Andy Blankenbuehler’s choreography soars on its subtlety. It captivates the audience with delicate touches: a sigh from the dancers when Hamilton kisses Angelica’s hand, a shoulder that drops in small, mechanical increments, or the precise pinch one dancer holds on an imaginary bullet shooting across the stage from Aaron Burr’s pistol. Even the lifts are executed with a solemn purpose, as when the dancers raise Hamilton’s sick mother into the air from her deathbed. 

Although the dancing blends ballet and street-style, little is left uncoordinated. There are about 32 counts in “Guns and Ships” during shouts of “Lafayette!” when the dancers exhibit brief freestyling, Haskell said. Only in “The Room Where It Happens” do Odom Jr. and the ensemble release two acts worth of pent-up emotion with table dancing and “Thriller”-inspired flourishes.
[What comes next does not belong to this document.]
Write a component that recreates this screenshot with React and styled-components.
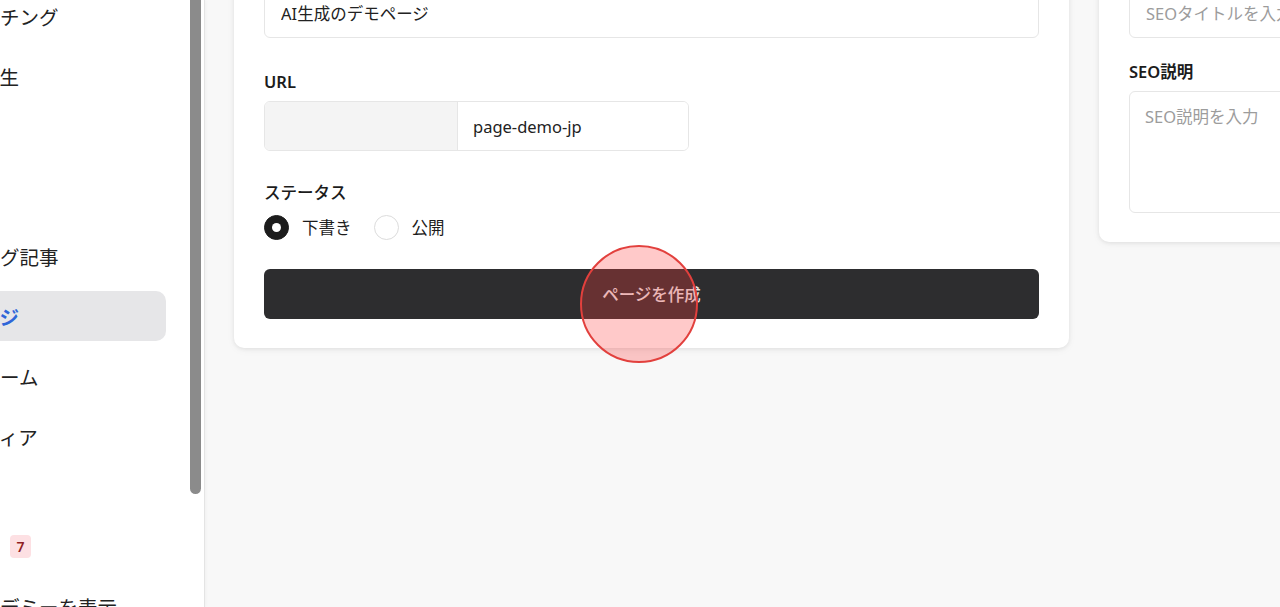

“Andy has moments where he wants to see the huge energy coming out the dancers,” Haskell said. “But those are few and far between because those moments won’t stand out unless those other moments are small and intricate.”

As an actor in Hamilton, Haskell was standing in the eye of a musical hurricane. The show’s astronomical success didn’t hit him until he found himself shaking hands with President Obama or staring at Kanye West in the second row. The show’s notoriety has extended his circle of friends and family, who were all vying for a golden ticket.

“I got requests for tickets from a friend’s friend’s co-worker’s boss,” he said. “I would love to, but I don’t have that type of power to give this person four degrees of separation away a ticket to this show. But I will tell you there’s a lottery to win $10 tickets, which doesn’t always help because there’s a thousand people trying to win those in front of a theater.”